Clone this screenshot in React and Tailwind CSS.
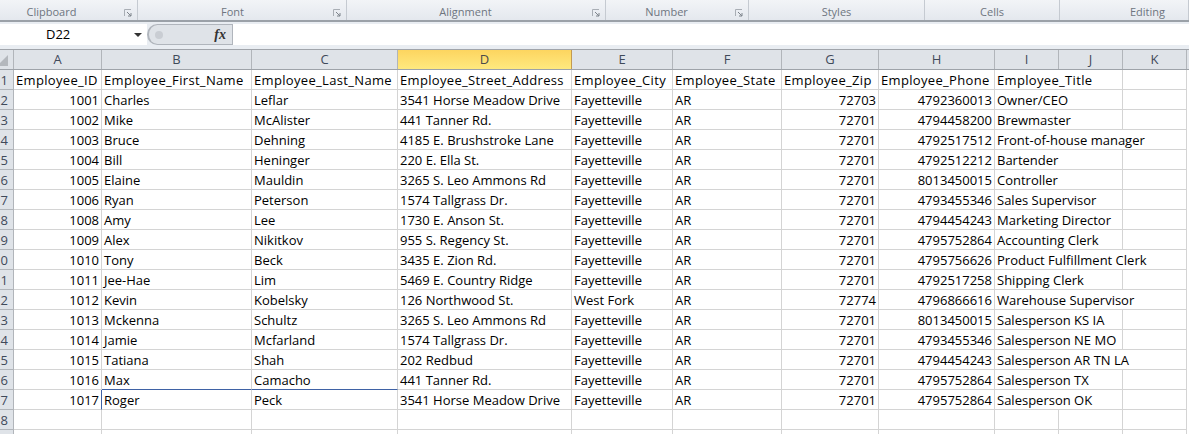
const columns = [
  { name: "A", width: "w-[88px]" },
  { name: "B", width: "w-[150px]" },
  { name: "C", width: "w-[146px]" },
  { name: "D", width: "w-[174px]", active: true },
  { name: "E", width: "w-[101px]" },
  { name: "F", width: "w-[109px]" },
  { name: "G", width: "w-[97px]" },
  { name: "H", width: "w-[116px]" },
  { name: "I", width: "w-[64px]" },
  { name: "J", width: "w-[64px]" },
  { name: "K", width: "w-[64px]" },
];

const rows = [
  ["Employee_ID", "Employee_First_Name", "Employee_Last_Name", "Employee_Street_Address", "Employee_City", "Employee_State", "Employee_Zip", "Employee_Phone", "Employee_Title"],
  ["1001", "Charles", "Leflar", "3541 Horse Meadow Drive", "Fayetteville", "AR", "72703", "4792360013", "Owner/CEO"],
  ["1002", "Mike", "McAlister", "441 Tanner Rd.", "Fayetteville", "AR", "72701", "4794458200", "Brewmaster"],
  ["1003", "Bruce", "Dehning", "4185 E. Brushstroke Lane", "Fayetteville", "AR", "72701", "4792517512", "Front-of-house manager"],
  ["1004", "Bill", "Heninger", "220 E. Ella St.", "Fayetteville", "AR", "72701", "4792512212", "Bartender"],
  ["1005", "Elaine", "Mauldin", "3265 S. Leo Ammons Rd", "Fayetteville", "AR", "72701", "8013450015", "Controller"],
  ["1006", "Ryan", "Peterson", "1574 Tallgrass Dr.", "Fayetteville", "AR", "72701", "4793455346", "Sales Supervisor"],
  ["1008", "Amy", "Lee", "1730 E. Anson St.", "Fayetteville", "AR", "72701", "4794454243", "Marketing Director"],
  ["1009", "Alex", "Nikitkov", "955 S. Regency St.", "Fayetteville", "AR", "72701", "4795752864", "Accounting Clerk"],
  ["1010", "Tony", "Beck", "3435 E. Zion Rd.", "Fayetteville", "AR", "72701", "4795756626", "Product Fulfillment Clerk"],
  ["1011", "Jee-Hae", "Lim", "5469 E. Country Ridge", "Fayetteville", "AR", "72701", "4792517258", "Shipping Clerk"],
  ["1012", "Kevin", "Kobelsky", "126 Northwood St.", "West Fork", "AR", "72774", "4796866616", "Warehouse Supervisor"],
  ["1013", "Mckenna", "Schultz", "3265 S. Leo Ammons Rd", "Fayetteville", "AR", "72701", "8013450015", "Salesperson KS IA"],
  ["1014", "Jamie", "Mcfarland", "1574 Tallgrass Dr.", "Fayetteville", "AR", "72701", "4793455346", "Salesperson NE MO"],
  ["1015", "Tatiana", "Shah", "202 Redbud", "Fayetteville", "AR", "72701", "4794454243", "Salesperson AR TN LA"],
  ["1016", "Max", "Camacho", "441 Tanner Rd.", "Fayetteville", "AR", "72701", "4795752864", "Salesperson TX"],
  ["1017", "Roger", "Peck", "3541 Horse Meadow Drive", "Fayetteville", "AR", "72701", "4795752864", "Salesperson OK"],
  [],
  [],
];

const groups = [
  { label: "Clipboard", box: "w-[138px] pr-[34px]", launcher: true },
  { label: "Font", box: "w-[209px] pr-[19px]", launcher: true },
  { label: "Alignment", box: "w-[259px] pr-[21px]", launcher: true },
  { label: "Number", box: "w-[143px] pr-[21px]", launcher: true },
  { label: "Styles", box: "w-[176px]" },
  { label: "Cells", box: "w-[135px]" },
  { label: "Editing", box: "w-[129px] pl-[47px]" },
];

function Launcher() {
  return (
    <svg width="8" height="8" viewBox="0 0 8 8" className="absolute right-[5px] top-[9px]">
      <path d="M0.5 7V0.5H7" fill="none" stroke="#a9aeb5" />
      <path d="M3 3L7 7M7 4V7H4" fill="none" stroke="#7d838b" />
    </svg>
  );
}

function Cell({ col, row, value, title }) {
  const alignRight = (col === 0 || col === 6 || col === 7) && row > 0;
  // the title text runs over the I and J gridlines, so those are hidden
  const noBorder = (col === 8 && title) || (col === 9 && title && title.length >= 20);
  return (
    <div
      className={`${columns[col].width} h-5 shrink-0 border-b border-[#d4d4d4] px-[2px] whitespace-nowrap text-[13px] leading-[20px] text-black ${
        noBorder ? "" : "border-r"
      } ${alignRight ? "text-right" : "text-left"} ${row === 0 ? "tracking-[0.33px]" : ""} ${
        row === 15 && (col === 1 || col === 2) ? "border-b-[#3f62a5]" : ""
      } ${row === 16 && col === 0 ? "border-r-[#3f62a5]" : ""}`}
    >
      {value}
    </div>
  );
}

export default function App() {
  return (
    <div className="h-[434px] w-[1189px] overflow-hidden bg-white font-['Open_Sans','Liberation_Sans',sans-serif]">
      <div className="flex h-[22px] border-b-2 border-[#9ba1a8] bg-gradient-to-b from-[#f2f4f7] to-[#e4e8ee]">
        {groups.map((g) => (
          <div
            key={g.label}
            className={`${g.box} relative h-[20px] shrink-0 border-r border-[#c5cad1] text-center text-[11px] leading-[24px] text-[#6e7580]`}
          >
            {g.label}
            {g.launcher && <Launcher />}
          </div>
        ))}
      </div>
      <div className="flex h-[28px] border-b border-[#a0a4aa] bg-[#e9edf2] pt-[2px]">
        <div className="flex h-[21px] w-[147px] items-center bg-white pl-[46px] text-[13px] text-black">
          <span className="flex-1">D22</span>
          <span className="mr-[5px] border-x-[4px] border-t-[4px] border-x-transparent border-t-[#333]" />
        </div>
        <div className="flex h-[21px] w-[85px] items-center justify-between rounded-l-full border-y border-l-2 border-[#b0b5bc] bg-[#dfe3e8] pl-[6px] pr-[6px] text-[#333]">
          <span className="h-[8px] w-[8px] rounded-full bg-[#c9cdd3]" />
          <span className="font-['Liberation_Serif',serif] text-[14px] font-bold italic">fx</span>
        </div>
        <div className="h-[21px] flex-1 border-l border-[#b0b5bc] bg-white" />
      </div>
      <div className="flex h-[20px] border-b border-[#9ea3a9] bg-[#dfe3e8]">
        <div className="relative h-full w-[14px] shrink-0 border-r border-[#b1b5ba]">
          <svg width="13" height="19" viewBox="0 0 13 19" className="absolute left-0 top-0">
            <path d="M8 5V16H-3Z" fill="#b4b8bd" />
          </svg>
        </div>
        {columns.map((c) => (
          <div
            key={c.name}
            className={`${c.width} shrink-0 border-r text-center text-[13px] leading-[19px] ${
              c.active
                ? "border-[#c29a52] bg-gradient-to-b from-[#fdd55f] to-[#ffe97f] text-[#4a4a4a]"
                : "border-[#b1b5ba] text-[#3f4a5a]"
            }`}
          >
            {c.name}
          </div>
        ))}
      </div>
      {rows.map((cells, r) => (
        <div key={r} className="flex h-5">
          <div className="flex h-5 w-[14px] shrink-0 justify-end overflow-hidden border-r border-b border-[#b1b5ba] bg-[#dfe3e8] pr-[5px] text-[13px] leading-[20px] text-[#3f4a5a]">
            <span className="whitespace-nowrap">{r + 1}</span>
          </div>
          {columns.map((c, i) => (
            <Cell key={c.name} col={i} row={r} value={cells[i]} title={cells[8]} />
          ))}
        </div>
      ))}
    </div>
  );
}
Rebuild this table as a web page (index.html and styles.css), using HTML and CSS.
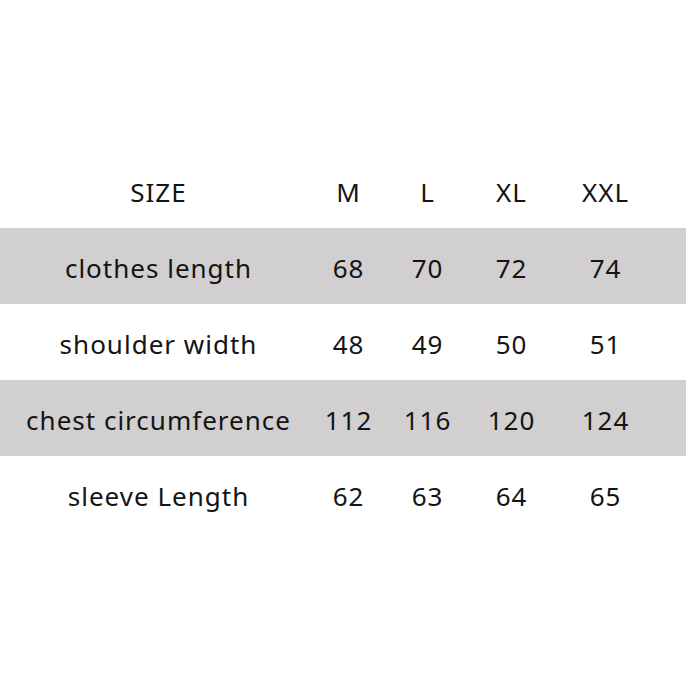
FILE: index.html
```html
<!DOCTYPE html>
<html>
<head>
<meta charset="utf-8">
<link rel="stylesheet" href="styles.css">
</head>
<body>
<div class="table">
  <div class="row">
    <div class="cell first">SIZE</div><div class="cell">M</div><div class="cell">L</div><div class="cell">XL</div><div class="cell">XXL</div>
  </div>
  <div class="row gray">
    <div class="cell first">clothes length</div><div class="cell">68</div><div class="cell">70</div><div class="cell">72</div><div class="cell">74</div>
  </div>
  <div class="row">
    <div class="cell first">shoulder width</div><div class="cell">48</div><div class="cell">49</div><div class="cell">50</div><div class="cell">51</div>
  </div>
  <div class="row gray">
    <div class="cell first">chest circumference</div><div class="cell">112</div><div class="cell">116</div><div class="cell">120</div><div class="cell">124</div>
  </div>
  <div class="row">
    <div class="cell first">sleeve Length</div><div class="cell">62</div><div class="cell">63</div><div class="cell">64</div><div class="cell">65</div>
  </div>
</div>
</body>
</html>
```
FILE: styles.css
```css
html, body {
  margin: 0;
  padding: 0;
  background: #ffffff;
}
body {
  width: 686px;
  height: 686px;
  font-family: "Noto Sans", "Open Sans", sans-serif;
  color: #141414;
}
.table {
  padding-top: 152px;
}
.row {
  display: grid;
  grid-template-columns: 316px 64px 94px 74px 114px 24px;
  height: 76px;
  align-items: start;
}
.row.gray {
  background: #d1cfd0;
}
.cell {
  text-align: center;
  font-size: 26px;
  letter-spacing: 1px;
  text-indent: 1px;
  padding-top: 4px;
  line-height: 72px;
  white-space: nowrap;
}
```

————————

**What to produce**. Above are the records. Copy every line in them holding "index".

**Answer to the task**.
Rebuild this table as a web page (index.html and styles.css), using HTML and CSS.
FILE: index.html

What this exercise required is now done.